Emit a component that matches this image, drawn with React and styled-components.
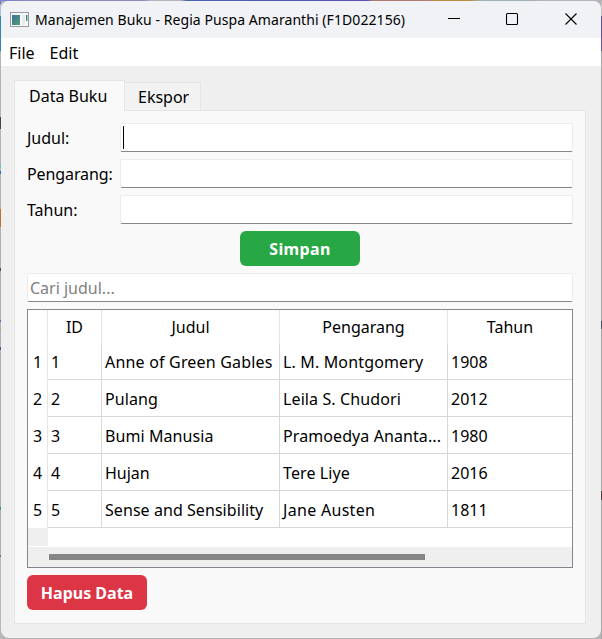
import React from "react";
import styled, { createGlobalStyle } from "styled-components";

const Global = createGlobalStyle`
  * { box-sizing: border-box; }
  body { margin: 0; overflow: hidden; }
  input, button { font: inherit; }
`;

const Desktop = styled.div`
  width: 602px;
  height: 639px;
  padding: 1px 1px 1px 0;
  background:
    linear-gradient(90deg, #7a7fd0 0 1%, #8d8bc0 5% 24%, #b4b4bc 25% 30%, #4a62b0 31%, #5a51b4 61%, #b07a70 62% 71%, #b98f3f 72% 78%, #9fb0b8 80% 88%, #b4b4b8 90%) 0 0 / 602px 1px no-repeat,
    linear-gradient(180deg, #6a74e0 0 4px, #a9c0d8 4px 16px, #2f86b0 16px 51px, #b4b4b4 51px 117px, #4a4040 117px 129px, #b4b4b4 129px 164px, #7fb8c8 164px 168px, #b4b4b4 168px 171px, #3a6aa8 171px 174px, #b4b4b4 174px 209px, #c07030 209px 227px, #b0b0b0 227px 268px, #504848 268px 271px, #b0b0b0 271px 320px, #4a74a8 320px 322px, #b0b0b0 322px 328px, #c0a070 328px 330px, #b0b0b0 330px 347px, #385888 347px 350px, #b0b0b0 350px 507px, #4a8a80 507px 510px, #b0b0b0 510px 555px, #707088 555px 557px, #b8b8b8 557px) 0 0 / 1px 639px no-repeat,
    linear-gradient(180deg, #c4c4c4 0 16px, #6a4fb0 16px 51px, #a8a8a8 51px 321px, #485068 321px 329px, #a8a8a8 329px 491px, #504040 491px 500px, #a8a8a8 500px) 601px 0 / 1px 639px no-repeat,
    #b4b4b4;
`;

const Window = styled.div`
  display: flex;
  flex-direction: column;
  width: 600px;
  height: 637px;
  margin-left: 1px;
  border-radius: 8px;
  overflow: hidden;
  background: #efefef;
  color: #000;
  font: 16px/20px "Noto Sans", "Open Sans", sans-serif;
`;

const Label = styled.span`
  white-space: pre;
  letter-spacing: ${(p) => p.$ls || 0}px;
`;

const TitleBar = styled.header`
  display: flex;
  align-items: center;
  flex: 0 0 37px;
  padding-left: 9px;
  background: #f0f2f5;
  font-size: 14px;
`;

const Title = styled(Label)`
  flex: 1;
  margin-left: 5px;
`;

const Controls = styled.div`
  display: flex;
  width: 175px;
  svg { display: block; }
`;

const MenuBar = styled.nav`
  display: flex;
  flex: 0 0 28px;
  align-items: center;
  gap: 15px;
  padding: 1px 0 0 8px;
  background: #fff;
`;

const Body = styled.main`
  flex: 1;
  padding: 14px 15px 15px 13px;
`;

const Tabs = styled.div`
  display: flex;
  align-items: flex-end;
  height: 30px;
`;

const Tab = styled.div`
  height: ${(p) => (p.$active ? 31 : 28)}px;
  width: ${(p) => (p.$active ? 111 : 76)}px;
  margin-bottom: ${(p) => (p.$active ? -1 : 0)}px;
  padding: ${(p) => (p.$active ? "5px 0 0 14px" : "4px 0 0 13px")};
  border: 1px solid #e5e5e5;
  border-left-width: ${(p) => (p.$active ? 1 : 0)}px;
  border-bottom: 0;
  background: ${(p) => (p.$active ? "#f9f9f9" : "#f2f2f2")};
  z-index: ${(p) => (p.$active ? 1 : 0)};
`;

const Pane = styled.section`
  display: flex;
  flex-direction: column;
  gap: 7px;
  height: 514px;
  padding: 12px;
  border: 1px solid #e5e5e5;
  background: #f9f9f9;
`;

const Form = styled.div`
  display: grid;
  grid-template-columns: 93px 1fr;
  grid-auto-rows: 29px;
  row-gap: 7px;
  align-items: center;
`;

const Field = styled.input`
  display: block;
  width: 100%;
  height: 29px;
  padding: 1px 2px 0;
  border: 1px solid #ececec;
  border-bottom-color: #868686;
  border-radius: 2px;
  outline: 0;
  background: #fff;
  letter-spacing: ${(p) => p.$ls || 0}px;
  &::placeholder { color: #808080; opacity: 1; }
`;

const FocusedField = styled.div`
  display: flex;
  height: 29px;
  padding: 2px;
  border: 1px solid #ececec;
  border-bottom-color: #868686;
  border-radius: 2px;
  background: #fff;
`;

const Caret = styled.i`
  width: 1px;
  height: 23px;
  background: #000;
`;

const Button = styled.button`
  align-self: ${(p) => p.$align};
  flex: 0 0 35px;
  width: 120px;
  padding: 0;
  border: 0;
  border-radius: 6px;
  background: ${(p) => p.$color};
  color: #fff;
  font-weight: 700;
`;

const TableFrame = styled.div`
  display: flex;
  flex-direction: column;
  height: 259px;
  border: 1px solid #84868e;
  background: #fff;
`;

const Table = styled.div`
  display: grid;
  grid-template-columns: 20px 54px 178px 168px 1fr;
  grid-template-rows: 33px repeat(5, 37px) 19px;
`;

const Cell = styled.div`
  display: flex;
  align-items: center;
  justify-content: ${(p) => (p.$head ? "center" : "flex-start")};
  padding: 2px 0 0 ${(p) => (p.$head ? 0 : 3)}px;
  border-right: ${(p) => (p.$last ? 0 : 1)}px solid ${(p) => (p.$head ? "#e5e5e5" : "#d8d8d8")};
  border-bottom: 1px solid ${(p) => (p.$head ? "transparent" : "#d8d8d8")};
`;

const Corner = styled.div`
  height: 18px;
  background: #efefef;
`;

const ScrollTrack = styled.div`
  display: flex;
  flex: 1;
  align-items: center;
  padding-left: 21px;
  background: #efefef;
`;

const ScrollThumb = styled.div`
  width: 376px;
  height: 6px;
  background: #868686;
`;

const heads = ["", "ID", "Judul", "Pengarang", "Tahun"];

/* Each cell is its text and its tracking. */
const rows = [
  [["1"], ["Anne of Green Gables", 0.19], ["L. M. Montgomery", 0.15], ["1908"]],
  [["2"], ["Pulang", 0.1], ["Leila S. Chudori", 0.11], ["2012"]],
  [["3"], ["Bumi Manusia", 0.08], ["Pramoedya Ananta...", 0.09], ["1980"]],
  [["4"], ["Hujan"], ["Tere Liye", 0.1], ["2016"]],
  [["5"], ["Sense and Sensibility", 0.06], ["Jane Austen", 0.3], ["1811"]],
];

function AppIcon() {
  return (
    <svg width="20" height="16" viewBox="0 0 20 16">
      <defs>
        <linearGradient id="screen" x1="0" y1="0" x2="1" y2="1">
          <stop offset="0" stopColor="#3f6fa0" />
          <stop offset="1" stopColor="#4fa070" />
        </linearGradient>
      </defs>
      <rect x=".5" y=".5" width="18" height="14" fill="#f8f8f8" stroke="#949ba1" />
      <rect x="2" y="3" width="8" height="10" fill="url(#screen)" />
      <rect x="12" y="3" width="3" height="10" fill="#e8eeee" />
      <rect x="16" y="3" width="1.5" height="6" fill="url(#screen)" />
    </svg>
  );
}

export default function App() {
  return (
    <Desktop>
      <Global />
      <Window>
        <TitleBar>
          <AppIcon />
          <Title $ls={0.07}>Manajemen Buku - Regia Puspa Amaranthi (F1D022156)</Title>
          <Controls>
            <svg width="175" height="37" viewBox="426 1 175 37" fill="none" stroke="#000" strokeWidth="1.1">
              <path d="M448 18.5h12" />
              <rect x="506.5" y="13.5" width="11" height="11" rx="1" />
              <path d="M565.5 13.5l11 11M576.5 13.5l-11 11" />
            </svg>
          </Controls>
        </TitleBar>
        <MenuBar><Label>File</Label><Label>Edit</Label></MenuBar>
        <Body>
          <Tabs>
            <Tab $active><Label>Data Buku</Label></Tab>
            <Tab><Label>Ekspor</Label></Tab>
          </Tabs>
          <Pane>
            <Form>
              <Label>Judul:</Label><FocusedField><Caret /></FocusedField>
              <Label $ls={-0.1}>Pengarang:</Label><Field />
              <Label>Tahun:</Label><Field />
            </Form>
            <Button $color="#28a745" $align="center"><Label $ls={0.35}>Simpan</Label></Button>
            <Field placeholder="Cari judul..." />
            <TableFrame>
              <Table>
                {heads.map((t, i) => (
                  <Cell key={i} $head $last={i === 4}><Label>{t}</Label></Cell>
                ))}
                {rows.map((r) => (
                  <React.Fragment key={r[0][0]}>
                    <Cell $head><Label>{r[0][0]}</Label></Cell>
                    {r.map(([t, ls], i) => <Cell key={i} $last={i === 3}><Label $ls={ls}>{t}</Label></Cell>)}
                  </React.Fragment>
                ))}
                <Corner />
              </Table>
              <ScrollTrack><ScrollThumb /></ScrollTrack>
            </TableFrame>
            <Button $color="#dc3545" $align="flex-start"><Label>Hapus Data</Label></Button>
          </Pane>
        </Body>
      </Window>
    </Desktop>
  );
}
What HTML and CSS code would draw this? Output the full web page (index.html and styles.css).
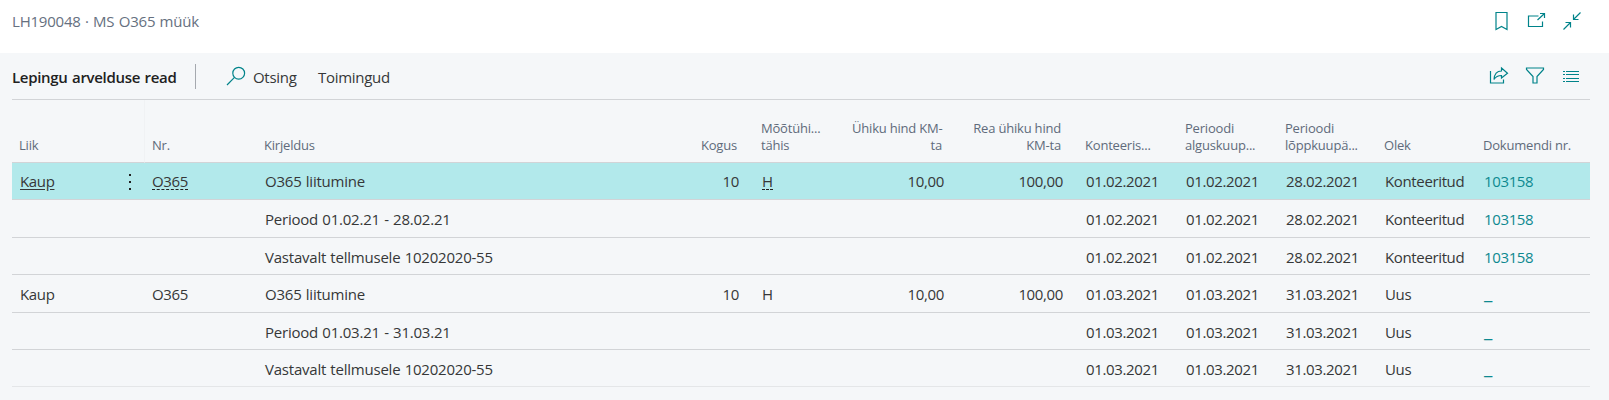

The problem:
Check each line above for the word "components" and copy the ones that have it.

Output below:
Emit a component that matches this image, drawn with React and styled-components.
import styled, { createGlobalStyle } from "styled-components";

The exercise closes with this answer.